* [What to do]: Quote the data below in full, minus the images.

* [Dataset extract]:
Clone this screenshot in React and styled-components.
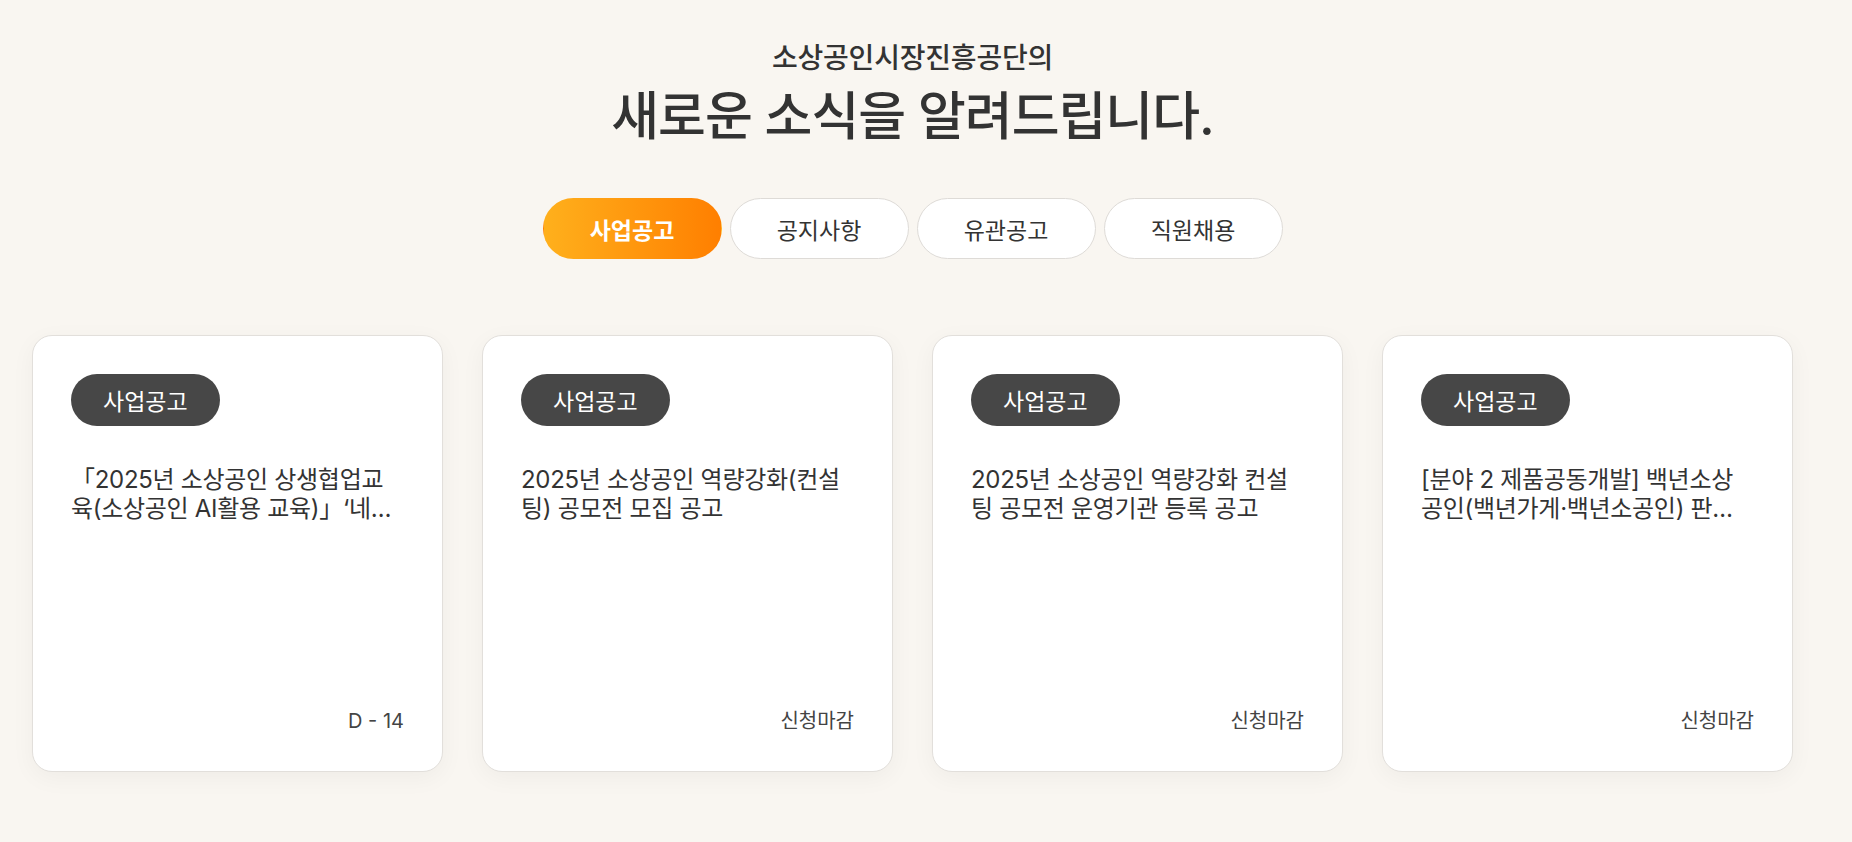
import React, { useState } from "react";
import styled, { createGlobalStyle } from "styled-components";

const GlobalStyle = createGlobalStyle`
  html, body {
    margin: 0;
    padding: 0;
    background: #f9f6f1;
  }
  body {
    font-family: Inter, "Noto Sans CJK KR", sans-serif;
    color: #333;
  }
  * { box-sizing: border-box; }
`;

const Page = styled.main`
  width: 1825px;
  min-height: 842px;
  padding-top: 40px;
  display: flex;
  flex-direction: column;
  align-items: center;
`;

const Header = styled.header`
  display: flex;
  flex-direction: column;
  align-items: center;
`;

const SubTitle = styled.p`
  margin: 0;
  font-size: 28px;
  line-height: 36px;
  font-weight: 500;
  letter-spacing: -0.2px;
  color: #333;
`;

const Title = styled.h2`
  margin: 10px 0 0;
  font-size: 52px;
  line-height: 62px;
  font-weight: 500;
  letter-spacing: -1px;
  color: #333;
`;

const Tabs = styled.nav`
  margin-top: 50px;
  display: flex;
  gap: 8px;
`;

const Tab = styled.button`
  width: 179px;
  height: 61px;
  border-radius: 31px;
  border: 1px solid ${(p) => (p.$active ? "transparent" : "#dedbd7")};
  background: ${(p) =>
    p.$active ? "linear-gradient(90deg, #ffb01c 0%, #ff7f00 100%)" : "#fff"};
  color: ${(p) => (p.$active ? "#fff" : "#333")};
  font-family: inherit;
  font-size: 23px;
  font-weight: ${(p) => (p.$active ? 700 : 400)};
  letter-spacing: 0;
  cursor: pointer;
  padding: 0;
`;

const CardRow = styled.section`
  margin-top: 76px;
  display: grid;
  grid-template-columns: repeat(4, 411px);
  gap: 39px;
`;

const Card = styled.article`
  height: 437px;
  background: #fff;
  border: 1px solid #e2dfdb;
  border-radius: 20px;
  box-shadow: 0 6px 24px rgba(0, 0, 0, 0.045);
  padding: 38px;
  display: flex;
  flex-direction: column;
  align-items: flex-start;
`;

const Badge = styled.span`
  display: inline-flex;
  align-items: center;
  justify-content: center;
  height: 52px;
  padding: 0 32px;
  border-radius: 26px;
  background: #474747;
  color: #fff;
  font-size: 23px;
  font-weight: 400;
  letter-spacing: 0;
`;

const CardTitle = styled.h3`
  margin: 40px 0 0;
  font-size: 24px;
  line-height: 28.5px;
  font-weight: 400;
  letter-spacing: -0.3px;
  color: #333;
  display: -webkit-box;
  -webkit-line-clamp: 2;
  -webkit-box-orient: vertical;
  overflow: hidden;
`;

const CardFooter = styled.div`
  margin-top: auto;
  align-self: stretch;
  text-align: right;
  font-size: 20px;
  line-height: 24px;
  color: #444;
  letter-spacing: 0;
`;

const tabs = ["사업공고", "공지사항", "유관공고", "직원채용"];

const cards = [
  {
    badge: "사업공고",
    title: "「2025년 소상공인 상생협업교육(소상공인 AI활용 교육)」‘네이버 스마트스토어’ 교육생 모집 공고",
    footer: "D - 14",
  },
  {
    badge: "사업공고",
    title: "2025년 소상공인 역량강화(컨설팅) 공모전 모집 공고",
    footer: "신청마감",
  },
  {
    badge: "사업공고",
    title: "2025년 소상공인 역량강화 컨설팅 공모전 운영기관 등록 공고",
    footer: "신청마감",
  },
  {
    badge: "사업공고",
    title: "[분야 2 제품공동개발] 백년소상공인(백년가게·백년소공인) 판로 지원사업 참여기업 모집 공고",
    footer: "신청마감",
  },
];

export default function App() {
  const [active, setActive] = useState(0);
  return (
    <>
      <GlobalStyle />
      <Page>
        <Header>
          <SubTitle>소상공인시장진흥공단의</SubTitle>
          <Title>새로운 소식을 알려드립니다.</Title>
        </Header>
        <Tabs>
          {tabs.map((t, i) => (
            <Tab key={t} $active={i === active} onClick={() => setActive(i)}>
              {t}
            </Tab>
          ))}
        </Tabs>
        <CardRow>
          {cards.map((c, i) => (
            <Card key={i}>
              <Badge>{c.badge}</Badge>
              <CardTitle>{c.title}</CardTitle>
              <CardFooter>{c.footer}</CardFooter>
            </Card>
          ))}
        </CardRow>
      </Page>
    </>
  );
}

* [The solution]:
Clone this screenshot in React and styled-components.
import React, { useState } from "react";
import styled, { createGlobalStyle } from "styled-components";

const GlobalStyle = createGlobalStyle`
  html, body {
    margin: 0;
    padding: 0;
    background: #f9f6f1;
  }
  body {
    font-family: Inter, "Noto Sans CJK KR", sans-serif;
    color: #333;
  }
  * { box-sizing: border-box; }
`;

const Page = styled.main`
  width: 1825px;
  min-height: 842px;
  padding-top: 40px;
  display: flex;
  flex-direction: column;
  align-items: center;
`;

const Header = styled.header`
  display: flex;
  flex-direction: column;
  align-items: center;
`;

const SubTitle = styled.p`
  margin: 0;
  font-size: 28px;
  line-height: 36px;
  font-weight: 500;
  letter-spacing: -0.2px;
  color: #333;
`;

const Title = styled.h2`
  margin: 10px 0 0;
  font-size: 52px;
  line-height: 62px;
  font-weight: 500;
  letter-spacing: -1px;
  color: #333;
`;

const Tabs = styled.nav`
  margin-top: 50px;
  display: flex;
  gap: 8px;
`;

const Tab = styled.button`
  width: 179px;
  height: 61px;
  border-radius: 31px;
  border: 1px solid ${(p) => (p.$active ? "transparent" : "#dedbd7")};
  background: ${(p) =>
    p.$active ? "linear-gradient(90deg, #ffb01c 0%, #ff7f00 100%)" : "#fff"};
  color: ${(p) => (p.$active ? "#fff" : "#333")};
  font-family: inherit;
  font-size: 23px;
  font-weight: ${(p) => (p.$active ? 700 : 400)};
  letter-spacing: 0;
  cursor: pointer;
  padding: 0;
`;

const CardRow = styled.section`
  margin-top: 76px;
  display: grid;
  grid-template-columns: repeat(4, 411px);
  gap: 39px;
`;

const Card = styled.article`
  height: 437px;
  background: #fff;
  border: 1px solid #e2dfdb;
  border-radius: 20px;
  box-shadow: 0 6px 24px rgba(0, 0, 0, 0.045);
  padding: 38px;
  display: flex;
  flex-direction: column;
  align-items: flex-start;
`;

const Badge = styled.span`
  display: inline-flex;
  align-items: center;
  justify-content: center;
  height: 52px;
  padding: 0 32px;
  border-radius: 26px;
  background: #474747;
  color: #fff;
  font-size: 23px;
  font-weight: 400;
  letter-spacing: 0;
`;

const CardTitle = styled.h3`
  margin: 40px 0 0;
  font-size: 24px;
  line-height: 28.5px;
  font-weight: 400;
  letter-spacing: -0.3px;
  color: #333;
  display: -webkit-box;
  -webkit-line-clamp: 2;
  -webkit-box-orient: vertical;
  overflow: hidden;
`;

const CardFooter = styled.div`
  margin-top: auto;
  align-self: stretch;
  text-align: right;
  font-size: 20px;
  line-height: 24px;
  color: #444;
  letter-spacing: 0;
`;

const tabs = ["사업공고", "공지사항", "유관공고", "직원채용"];

const cards = [
  {
    badge: "사업공고",
    title: "「2025년 소상공인 상생협업교육(소상공인 AI활용 교육)」‘네이버 스마트스토어’ 교육생 모집 공고",
    footer: "D - 14",
  },
  {
    badge: "사업공고",
    title: "2025년 소상공인 역량강화(컨설팅) 공모전 모집 공고",
    footer: "신청마감",
  },
  {
    badge: "사업공고",
    title: "2025년 소상공인 역량강화 컨설팅 공모전 운영기관 등록 공고",
    footer: "신청마감",
  },
  {
    badge: "사업공고",
    title: "[분야 2 제품공동개발] 백년소상공인(백년가게·백년소공인) 판로 지원사업 참여기업 모집 공고",
    footer: "신청마감",
  },
];

export default function App() {
  const [active, setActive] = useState(0);
  return (
    <>
      <GlobalStyle />
      <Page>
        <Header>
          <SubTitle>소상공인시장진흥공단의</SubTitle>
          <Title>새로운 소식을 알려드립니다.</Title>
        </Header>
        <Tabs>
          {tabs.map((t, i) => (
            <Tab key={t} $active={i === active} onClick={() => setActive(i)}>
              {t}
            </Tab>
          ))}
        </Tabs>
        <CardRow>
          {cards.map((c, i) => (
            <Card key={i}>
              <Badge>{c.badge}</Badge>
              <CardTitle>{c.title}</CardTitle>
              <CardFooter>{c.footer}</CardFooter>
            </Card>
          ))}
        </CardRow>
      </Page>
    </>
  );
}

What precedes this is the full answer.